Au Brésil, le meurtre récent de Moïse Kabangabe, un migrant congolais réfugié dans le pays, et les nouvelles horribles d’attaques xénophobes en Afrique du Sud, nous montrent la dimension du problème qu’est d’être une personne en transit dans le monde, et nous mettent dans la nécessité d’une campagne internationale de solidarité avec les migrants congolais, en particulier en Afrique du Sud, où la situation est considérée comme extrêmement grave.
Allons-nous mieux comprendre ?
Par : César Neto, le 04/02/2022
Congo : les racines de la diaspora
Le Congo est occupé par la Belgique en 1885 et devient la propriété du roi de Belgique, Léopold II. Le roi a fait fortune avec l’exploitation et la vente du cahoutchouc congolais pour l’industrie naissante de l’automobile et des pneumatiques. Dunlop, Firestone, Goodyear, entre autres, ont bénéficié du caoutchouc congolais. Pour extraire ce caoutchouc « des propriétés de Léopold II », le roi a réduit des milliers de Congolais en esclavage, leur a imposé un quota quotidien et ceux qui ne s’y conformaient pas recevaient 100 coups de fouet de peau de rhinocéros. Même dans ce cas, lorsque les objectifs n’étaient pas atteints, le roi ordonnait que les mains des « sujets » soient coupées. Il a instillé la peur et la terreur. Malgré cela, il était presque impossible d’atteindre les objectifs fixés et la punition consistait à mutiler les mains et les pieds des enfants, afin d’intimider les parents asservis.
Le Congo est parmi nous
Mia Couto, l’écrivain mozambicain, déclare : « L’Afrique est présente au Brésil d’une manière que les brésiliens eux-mêmes n’identifient pas. C’est vrai, dans notre musique, notre danse et notre cuisine. Les Congolais adorent le « soso na dongodongo », comme ils disent en lingala, ou le « nkuku na dongodongo », comme ils disent en swahili, pour le très populaire plat brésilien poulet avec gombo. Mais ce n’est pas tout. Dans le sang brésilien coule beaucoup de sang congolais apporté de force par les corps asservis par les colonisateurs portugais.

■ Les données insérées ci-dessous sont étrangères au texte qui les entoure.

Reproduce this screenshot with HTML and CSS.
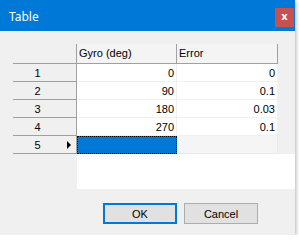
FILE: index.html
```html
<!DOCTYPE html>
<html>

<head>
    <title>Table</title>
    <link rel="stylesheet" href="styles.css">
</head>

<body>

    <div class="window">

        <div class="titlebar">
            <span class="title">Table</span>
            <span class="close">x</span>
        </div>

        <div class="content">

            <div class="grid">
                <div class="corner"></div>
                <div class="colhead">Gyro (deg)</div>
                <div class="colhead">Error</div>
                <div class="filler"></div>

                <div class="rowhead"><span class="num">1</span><span class="mark"></span></div>
                <div class="cell">0</div>
                <div class="cell">0</div>
                <div class="filler"></div>

                <div class="rowhead"><span class="num">2</span><span class="mark"></span></div>
                <div class="cell">90</div>
                <div class="cell">0.1</div>
                <div class="filler"></div>

                <div class="rowhead"><span class="num">3</span><span class="mark"></span></div>
                <div class="cell">180</div>
                <div class="cell">0.03</div>
                <div class="filler"></div>

                <div class="rowhead"><span class="num">4</span><span class="mark"></span></div>
                <div class="cell">270</div>
                <div class="cell">0.1</div>
                <div class="filler"></div>

                <div class="rowhead"><span class="num">5</span><span class="mark"><i class="arrow"></i></span></div>
                <div class="cell selected"></div>
                <div class="cell newrow"></div>
                <div class="filler"></div>

                <div class="blank-left"></div>
                <div class="blank"></div>
            </div>

            <div class="buttons">
                <button class="btn default">OK</button>
                <button class="btn">Cancel</button>
            </div>

        </div>

    </div>

</body>

</html>
```

FILE: styles.css
```css
body {
    margin: 0;
    background: #ffffff;
    font-family: "Liberation Sans", Arial, sans-serif;
    font-size: 11px;
    color: #000000;
}

.window {
    width: 295px;
    height: 235px;
    background: #f0f0f0;
    box-shadow: 1px 1px 4px rgba(0, 0, 0, 0.3);
}

.titlebar {
    height: 31px;
    background: #0078d7;
    display: flex;
    align-items: center;
    justify-content: space-between;
    padding-left: 9px;
    padding-right: 1px;
}

.title {
    font-family: "Noto Sans", "Open Sans", sans-serif;
    font-size: 12px;
    color: #ffffff;
    margin-top: 1px;
}

.close {
    width: 19px;
    height: 19px;
    background: #c75050;
    color: #ffffff;
    font-family: "DejaVu Sans", sans-serif;
    font-size: 10px;
    font-weight: bold;
    display: flex;
    align-items: center;
    justify-content: center;
    line-height: 1;
    padding-bottom: 1px;
    box-sizing: border-box;
    margin-top: 4px;
}

.content {
    padding: 13px 0 0 13px;
}

.grid {
    display: grid;
    grid-template-columns: 64px 100px 101px 17px;
    grid-template-rows: 20px repeat(5, 18px) 35px;
}

.grid > div {
    box-sizing: border-box;
}

.corner {
    background: #f0f0f0;
    border-right: 1px solid #a0a0a0;
    border-bottom: 1px solid #a0a0a0;
}

.colhead {
    background: #f4f4f4;
    border-right: 1px solid #a0a0a0;
    border-bottom: 1px solid #a0a0a0;
    padding-left: 2px;
    display: flex;
    align-items: center;
    padding-bottom: 1px;
}

.filler {
    background: #f0f0f0;
}

.rowhead {
    background: #f0f0f0;
    border-right: 1px solid #a0a0a0;
    border-bottom: 1px solid #a0a0a0;
    display: flex;
    align-items: center;
}

.rowhead .num {
    flex: 1;
    text-align: center;
}

.rowhead .mark {
    width: 14px;
    padding-left: 5px;
    box-sizing: border-box;
    display: flex;
    align-items: center;
}

.arrow {
    width: 0;
    height: 0;
    border-left: 4px solid #000000;
    border-top: 4px solid transparent;
    border-bottom: 4px solid transparent;
}

.cell {
    background: #ffffff;
    border-right: 1px solid #f0f0f0;
    border-bottom: 1px solid #f0f0f0;
    text-align: right;
    padding-right: 2px;
    display: flex;
    align-items: center;
    justify-content: flex-end;
}

.cell.selected {
    background: #0078d7;
    border: 1px dotted #000000;
}

.cell.newrow {
    background: #f5f5f5;
    border-color: #eaeaea;
}

.blank-left {
    background: #f0f0f0;
}

.blank {
    grid-column: 2 / 5;
    background: #ffffff;
}

.buttons {
    display: flex;
    gap: 7px;
    margin-top: 14px;
    padding-left: 90px;
}

.btn {
    width: 74px;
    height: 21px;
    background: #e1e1e1;
    border: 1px solid #adadad;
    font-family: "Liberation Sans", Arial, sans-serif;
    font-size: 11px;
    color: #000000;
    padding: 0;
}

.btn.default {
    border: 2px solid #0078d7;
}
```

Le Congo aujourd’hui : vol des ressources naturelles, milices, occupation militaire
De nos jours, le Congo paie pour avoir une forêt de la taille actuelle de la forêt Amazonienne et ses bois sont volé par les capitalistes chinois et européens. L’énorme fleuve Congo est contaminé par l’exploitation minière prédatrice. Les téléphones portables, les ordinateurs portables et les ordinateurs modernes n’existeraient pas sans le coltan, un minéral que l’on trouve presque exclusivement dans ce pays. Les futures voitures électriques ne pourront exister qu’avec du cobalt et du lithium congolais.
Pendant des décennies, le vol de matières premières s’est accompagné de l’expulsion de familles de leurs terres, sous la menace des armes, aux mains des milices, des forces armées et des troupes d’occupation de l’ONU, la MONUSCO, que ainsi que la MINUSTAH (Haïti), était commandée par l’officier militaire brésilien Carlos Alberto dos Santos Cruz.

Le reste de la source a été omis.